_Short exercise_. Going through the material below, please gather all lines with the word "that" in them.

_Exercise material_.
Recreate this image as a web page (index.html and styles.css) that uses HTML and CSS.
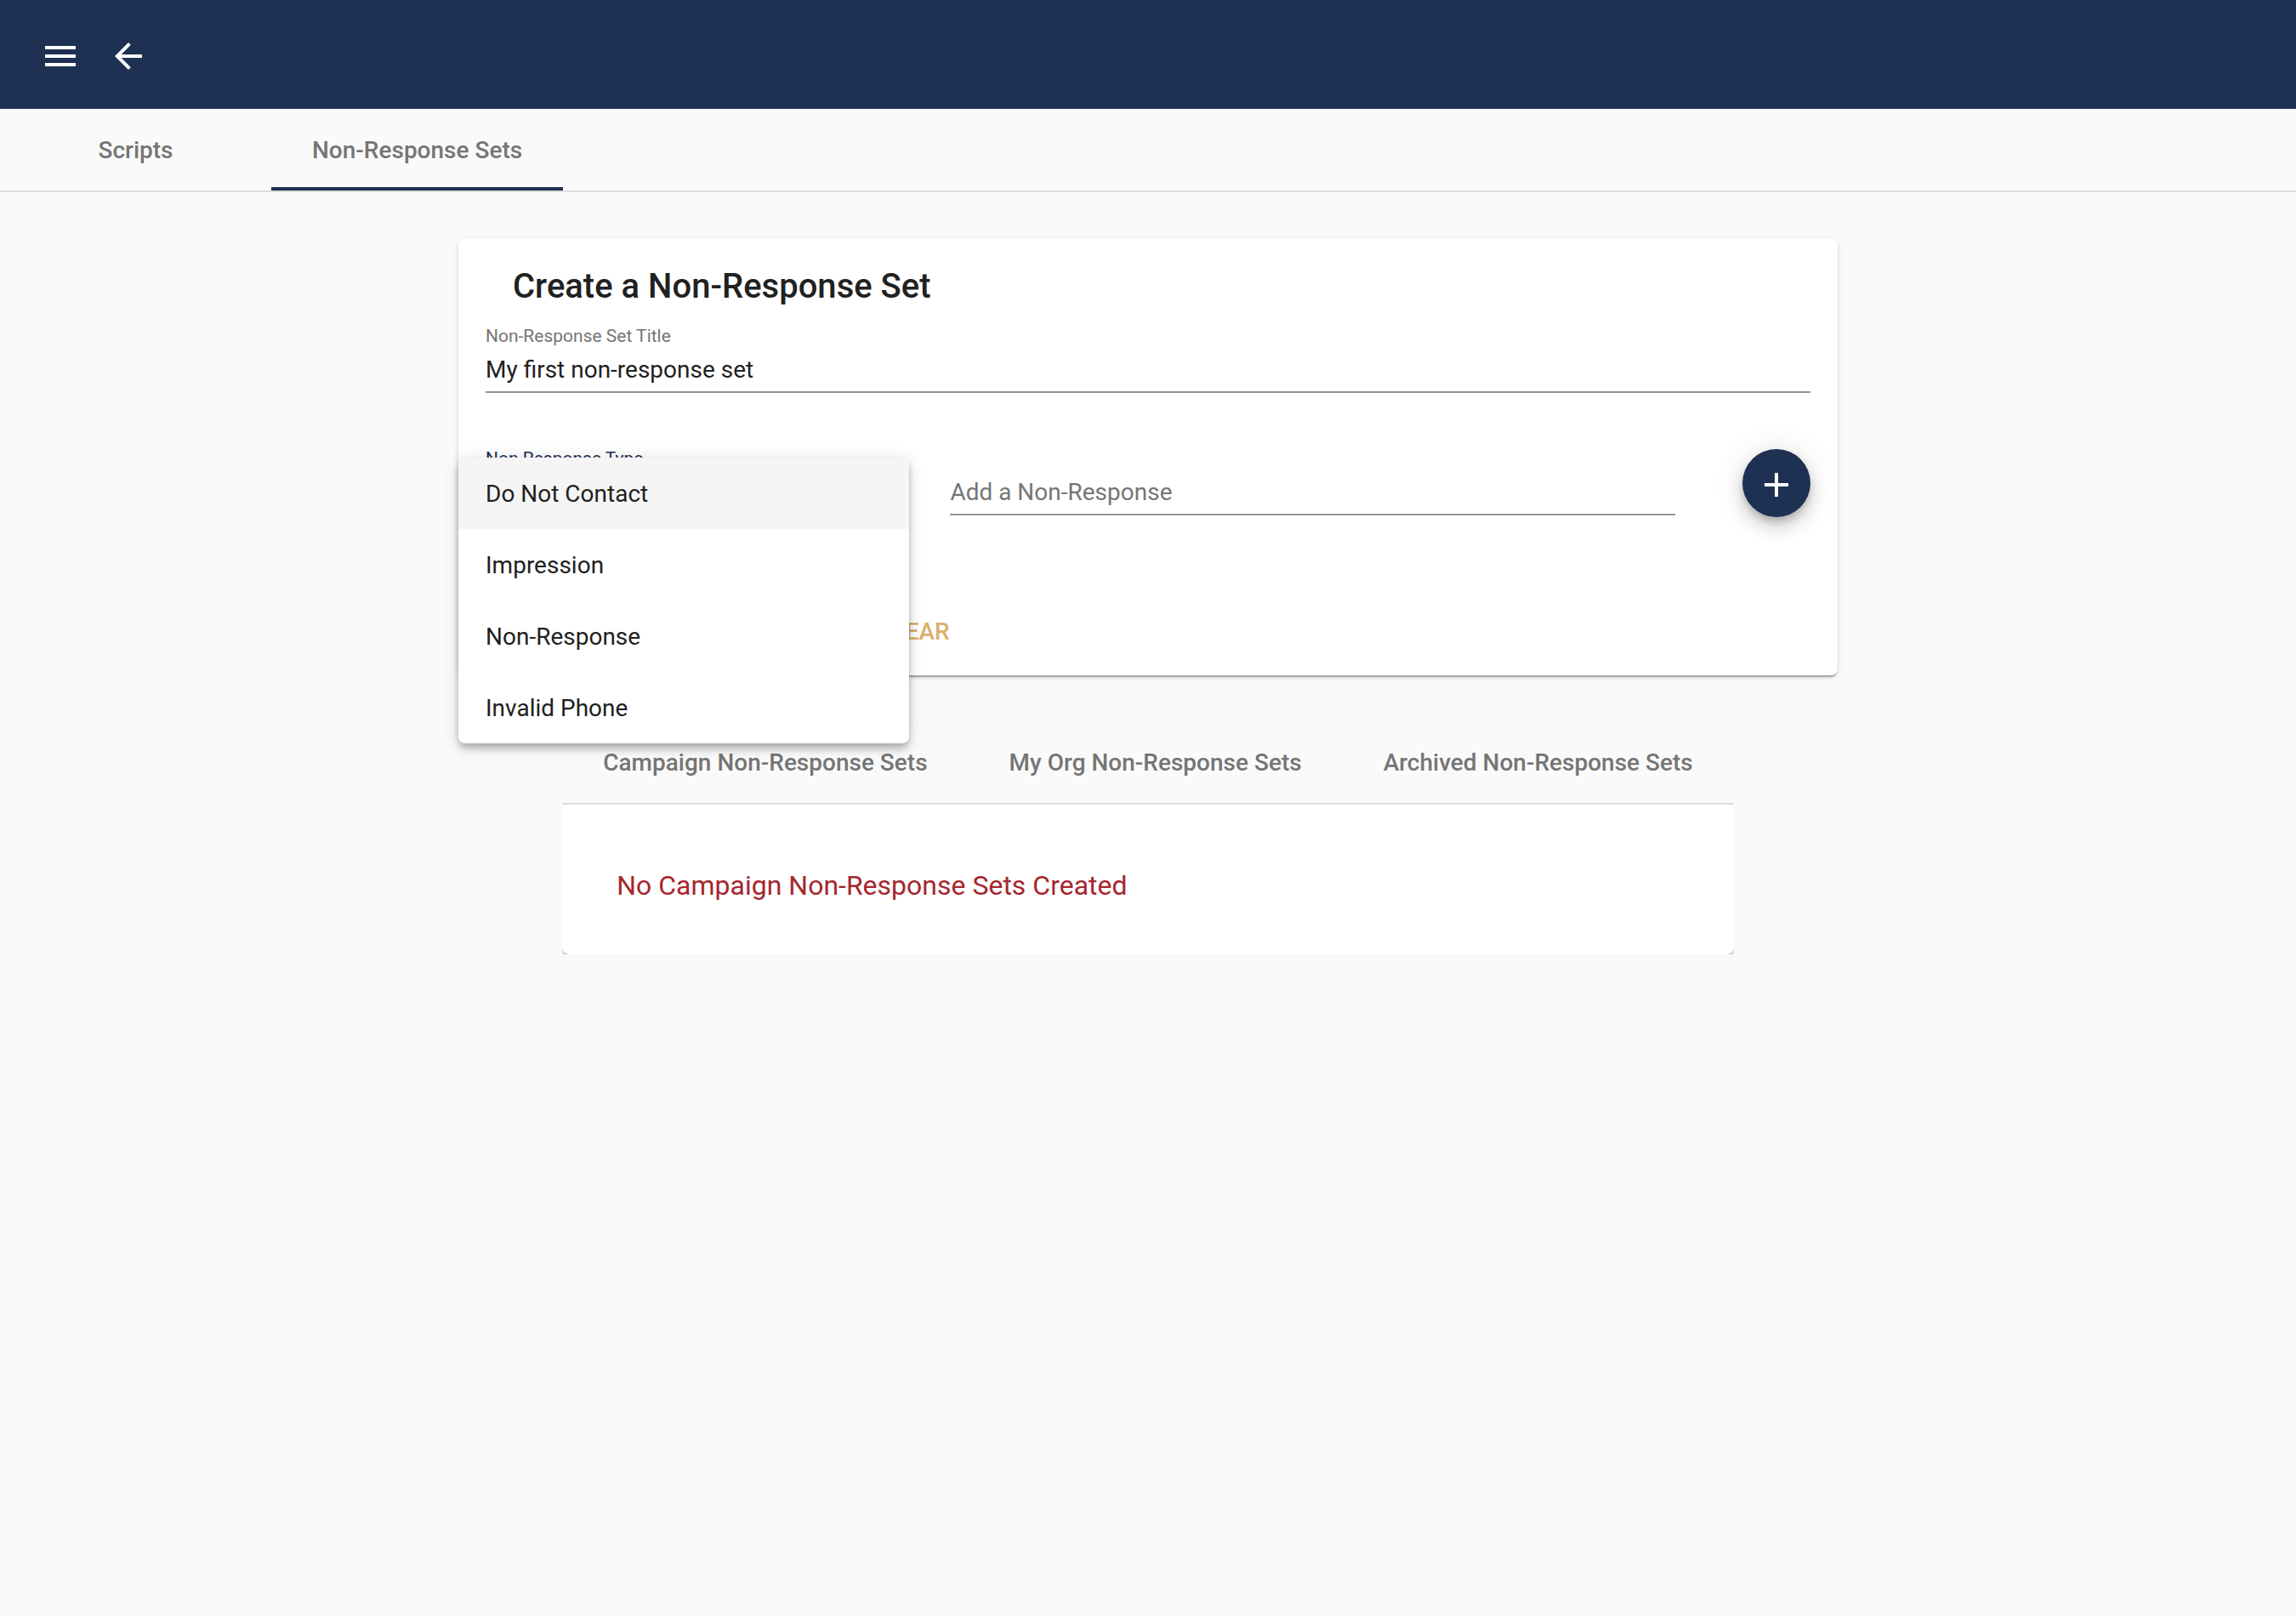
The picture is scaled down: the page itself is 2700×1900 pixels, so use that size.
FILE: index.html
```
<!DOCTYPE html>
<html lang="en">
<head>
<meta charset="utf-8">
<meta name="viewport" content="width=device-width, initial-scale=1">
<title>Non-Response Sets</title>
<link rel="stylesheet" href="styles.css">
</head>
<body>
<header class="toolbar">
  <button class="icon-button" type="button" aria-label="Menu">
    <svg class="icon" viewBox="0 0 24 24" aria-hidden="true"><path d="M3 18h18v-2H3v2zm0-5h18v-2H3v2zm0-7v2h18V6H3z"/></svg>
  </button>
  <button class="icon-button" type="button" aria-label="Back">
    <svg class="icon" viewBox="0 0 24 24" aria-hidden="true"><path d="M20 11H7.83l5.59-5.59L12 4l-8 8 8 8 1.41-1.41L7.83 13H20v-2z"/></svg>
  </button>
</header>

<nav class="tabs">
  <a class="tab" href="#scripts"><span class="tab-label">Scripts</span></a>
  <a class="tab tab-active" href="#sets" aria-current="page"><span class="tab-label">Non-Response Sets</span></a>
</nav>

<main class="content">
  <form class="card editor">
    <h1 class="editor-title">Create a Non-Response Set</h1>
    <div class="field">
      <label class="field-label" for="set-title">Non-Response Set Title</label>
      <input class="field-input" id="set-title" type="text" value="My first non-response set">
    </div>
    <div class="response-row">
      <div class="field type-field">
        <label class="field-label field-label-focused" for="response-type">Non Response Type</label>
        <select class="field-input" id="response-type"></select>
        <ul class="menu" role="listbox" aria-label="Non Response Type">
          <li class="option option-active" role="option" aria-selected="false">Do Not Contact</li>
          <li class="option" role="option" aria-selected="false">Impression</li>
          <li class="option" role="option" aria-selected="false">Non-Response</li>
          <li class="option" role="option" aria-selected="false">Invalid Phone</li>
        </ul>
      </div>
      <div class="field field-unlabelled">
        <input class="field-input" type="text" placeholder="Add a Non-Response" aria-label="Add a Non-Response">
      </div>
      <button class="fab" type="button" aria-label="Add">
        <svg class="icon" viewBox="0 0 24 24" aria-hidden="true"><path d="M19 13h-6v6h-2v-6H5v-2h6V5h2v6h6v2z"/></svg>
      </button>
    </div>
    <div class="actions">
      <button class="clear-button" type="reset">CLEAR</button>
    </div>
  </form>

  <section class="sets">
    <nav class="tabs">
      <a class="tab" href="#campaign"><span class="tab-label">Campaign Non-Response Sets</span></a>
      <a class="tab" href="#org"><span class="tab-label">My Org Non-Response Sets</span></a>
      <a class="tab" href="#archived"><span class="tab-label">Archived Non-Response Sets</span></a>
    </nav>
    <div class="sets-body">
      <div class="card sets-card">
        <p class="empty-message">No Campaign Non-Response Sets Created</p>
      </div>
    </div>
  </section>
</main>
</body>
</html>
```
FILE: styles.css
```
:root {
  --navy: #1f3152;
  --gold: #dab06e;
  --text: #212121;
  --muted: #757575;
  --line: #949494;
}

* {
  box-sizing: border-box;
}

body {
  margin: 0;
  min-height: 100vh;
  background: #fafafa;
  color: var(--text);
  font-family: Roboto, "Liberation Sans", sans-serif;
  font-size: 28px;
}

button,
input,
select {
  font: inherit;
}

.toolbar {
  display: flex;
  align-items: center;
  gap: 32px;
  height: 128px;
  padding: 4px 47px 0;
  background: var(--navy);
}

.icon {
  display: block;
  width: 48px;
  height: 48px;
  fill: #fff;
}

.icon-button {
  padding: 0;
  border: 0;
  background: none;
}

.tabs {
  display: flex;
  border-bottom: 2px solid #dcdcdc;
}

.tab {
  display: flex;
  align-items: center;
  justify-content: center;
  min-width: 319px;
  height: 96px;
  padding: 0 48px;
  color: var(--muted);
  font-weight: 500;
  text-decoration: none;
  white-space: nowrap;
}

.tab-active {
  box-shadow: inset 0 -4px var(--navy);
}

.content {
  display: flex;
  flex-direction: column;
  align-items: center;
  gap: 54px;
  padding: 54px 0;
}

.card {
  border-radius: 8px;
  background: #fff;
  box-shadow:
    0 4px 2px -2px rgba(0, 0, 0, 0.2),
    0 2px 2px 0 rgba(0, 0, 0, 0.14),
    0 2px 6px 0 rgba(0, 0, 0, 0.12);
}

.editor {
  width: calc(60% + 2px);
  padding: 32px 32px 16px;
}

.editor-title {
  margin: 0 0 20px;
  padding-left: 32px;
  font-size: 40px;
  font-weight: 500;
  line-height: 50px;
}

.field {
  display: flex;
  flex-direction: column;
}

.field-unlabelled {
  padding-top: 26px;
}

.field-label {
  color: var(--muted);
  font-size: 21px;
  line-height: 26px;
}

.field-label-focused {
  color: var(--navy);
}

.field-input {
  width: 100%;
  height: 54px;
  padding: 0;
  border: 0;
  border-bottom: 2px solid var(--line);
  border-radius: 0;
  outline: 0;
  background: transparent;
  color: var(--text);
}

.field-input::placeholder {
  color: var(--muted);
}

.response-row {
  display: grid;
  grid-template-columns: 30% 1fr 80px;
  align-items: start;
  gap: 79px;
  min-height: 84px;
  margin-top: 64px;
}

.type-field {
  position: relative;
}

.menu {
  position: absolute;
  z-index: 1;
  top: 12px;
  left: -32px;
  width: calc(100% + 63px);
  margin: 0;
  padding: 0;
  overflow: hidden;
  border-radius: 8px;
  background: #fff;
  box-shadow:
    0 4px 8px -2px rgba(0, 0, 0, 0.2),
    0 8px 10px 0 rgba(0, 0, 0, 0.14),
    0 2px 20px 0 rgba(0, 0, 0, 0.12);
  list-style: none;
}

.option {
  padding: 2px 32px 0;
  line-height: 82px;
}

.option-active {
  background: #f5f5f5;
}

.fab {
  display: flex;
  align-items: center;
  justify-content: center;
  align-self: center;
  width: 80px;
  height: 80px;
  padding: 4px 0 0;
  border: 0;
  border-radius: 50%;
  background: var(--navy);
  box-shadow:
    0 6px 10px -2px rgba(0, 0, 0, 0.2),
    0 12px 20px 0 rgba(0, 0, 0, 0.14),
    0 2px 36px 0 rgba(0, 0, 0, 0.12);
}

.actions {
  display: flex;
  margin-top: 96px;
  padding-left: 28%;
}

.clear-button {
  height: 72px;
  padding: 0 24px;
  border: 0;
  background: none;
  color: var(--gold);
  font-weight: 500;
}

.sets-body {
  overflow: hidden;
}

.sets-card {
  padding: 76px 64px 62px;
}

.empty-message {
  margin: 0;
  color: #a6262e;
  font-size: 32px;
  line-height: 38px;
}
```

---

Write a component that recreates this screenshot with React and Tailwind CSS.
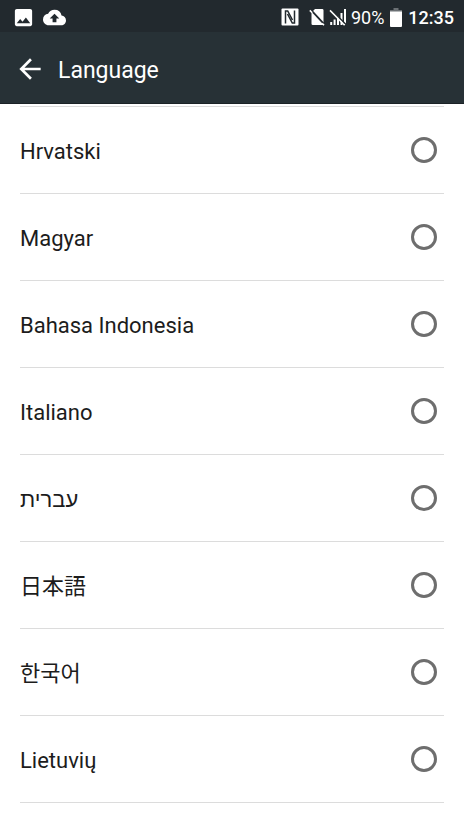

_Reply to the exercise_.
Recreate this image as a web page (index.html and styles.css) that uses HTML and CSS.
The picture is scaled down: the page itself is 2700×1900 pixels, so use that size.
Write a component that recreates this screenshot with React and Tailwind CSS.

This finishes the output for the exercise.